Publisher is a hands-on group

Crumpled Press binds books one at a time.

By: Lacey Korevec
   In a second-floor apartment on North Main Street, New York City resident Jordan McIntyre knelt in front of an old coffee table to secure the naked body of an unbound book in place with stray pieces of wood and two orange vises.
   "We here at The Crumpled Press like to do things the old-fashioned way," he said, as he stood up and got ready to drill a hole through the small stack of papers.

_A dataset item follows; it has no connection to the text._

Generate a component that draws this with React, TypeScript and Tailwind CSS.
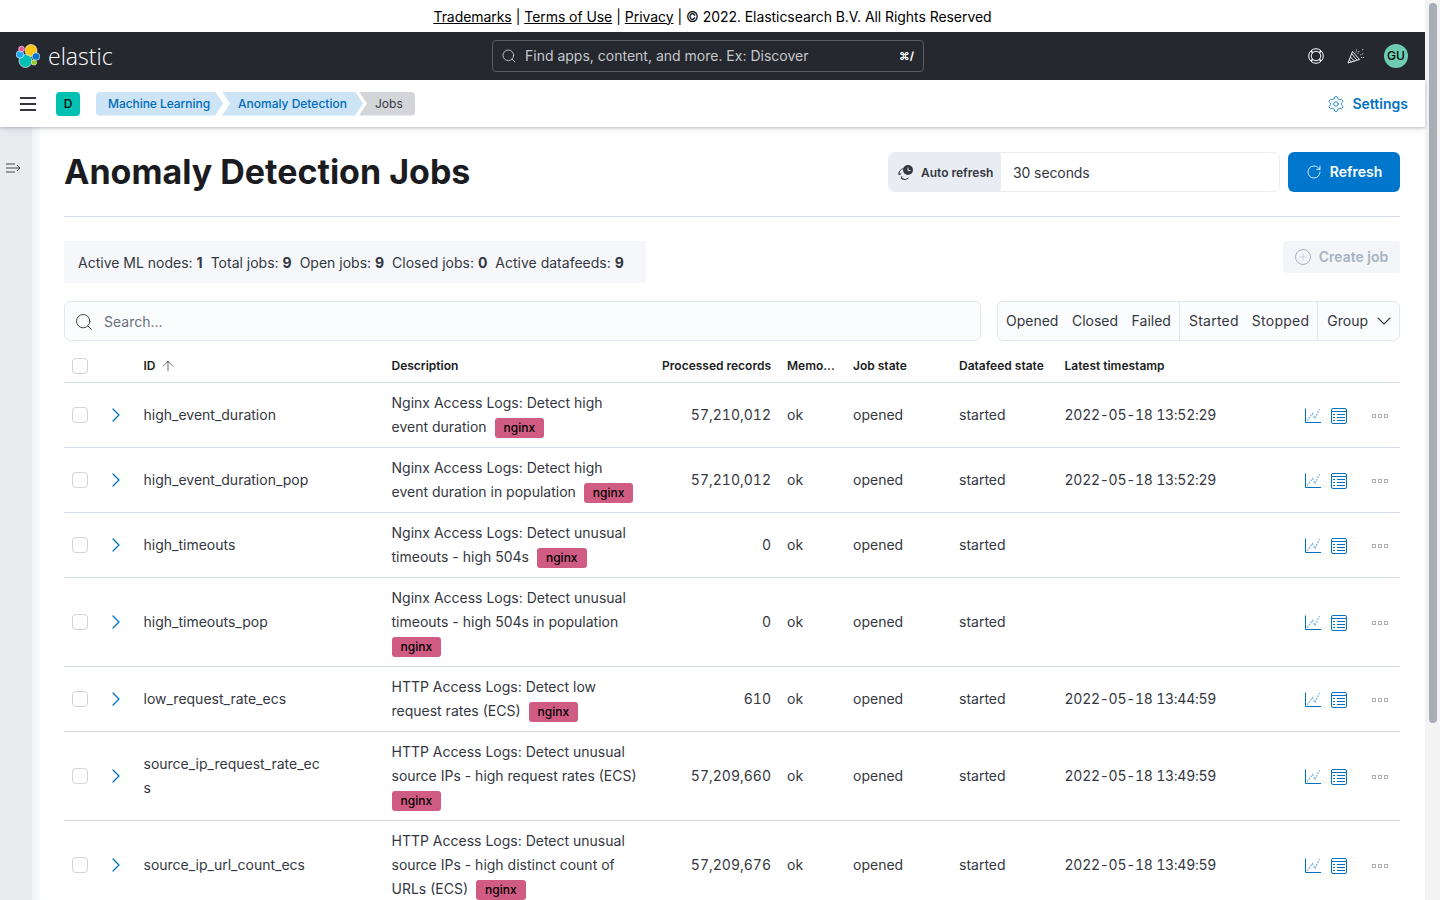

   Mr. McIntyre works there often, along with Nicholas Jahr, a Brooklyn resident, and Alex Bick, who lives in the Cranbury apartment. As editors for The Crumpled Press, a publishing company they started together in 2005, they publish books by putting them together by hand: they print the text, cut the paper, sew the pages together and bind them to covers with hot glue, right in Mr. Bick’s apartment.
   "It’s nice to use your hands and have something at the end of the day that you produced," Mr. Bick said. "But I think we’re trying to sort of go back to an earlier time where things were made by hand and with a lot of care."
   The Crumpled Press has published five books in the past two years. Cranbury resident and Princeton University student J. Nealin Parker’s book, "Take a Right at the Tank & Other Ways to Get Home," is the most recent work the Press has published.
   Ms. Parker will be reading selections from her book Saturday at 6 p.m. at The Cranbury Bookworm on North Main Street. The book is a compilation of journal entries she wrote while working as an elections consultant in Liberia. It also features original drawings and photographs.
   Mr. McIntyre said he came up with the idea for the company after he self-published his own poetry in a book titled "Still Leaves," which his mother bound by sewing the pages together with yarn. He and his friends then decided to start The Crumpled Press to publish literature that may not otherwise have a chance at being published by larger companies.
   Mr. McIntyre compared the current, mainstream publishing system to the process of running in beauty pageants.
   "When you’re in a beauty pageant, you try out for Miss South Dakota and then Miss America and then you go to Miss Universe," he said. "And there’s sort of a singular standard that gets passed down through that system. So, what we’re trying to do is figure out ways of publishing and distributing that don’t feed into that system. So, we don’t believe that writing is written for a contest or anything like that and we’re not trying to sell to any specific demographic or system of the market."
   Since the editors are producing the books with their own printers, paper cutters and thread, The Crumpled Press is able to publish literature on its own schedule, producing available copies immediately after the works are completed, Mr. McIntyre said. Their books are available at a number of bookstores in New York, as well as at The Cranbury Bookworm and at Glen Echo Books and Micawber Books, both on Nassau Street in Princeton.
   One of their recent publications serves as an example of this. It’s a series of Web log entries posted by Sgt. McGee, of the Marine Corps Reserves, while he served in Fallujah, Iraq. The book, titled "When I Wished I Was Here: Dispatches from Fallujah," allows people to read about Sgt. McGee’s personal experiences in Iraq in the midst of the current conflict, Mr. McIntyre said.
   "It’s not a directly political text," he said. "What it does do is it shows you how it would affect somebody and what it is to the soldiers. We all say we support the soldiers, yet we don’t really acknowledge what they’re going through."
   So far, The Crumpled Press has produced 400 copies of Sergeant McGee’s 34-page book.
   Mr. Bick, who is working toward earning his history doctorate at Princeton University, said the group holds "book-binding parties" every few weeks to help with production
   "It’s labor intensive but it’s also a lot of fun because we invite the author to join us and we invite other people who are interested in the process," he said. "Where machines make books very quickly, it takes probably an evening to make 100 books and that’s with a group of people involved."
   A simple book can get put together in about 10 minutes, he said. But their newest one, "Take a Right at the Tank & Other Ways Home," takes a bit longer to assemble.
   "That book takes probably about an hour per book," he said. "And that includes all the steps. Printing. The paper has to be cut. Then it has to be drilled through. And then it has to be sewn. And then that product has to be bound into the cover with hot glue, essentially. Then the edges need to be re-cut so that you can get a clean edge."
   That’s because the design of Ms. Parker’s book cover is more sophisticated than the other books the company has published. It features a small, square window that needs to be hand cut to display a photograph underneath that was taken by Ms. Parker.
   Designing the way each book will be printed is always a process that involves the author, Mr. Bick said.
   "We try out different kinds of paper, different fonts and different arrangements so that the product is beautiful in the end," he said.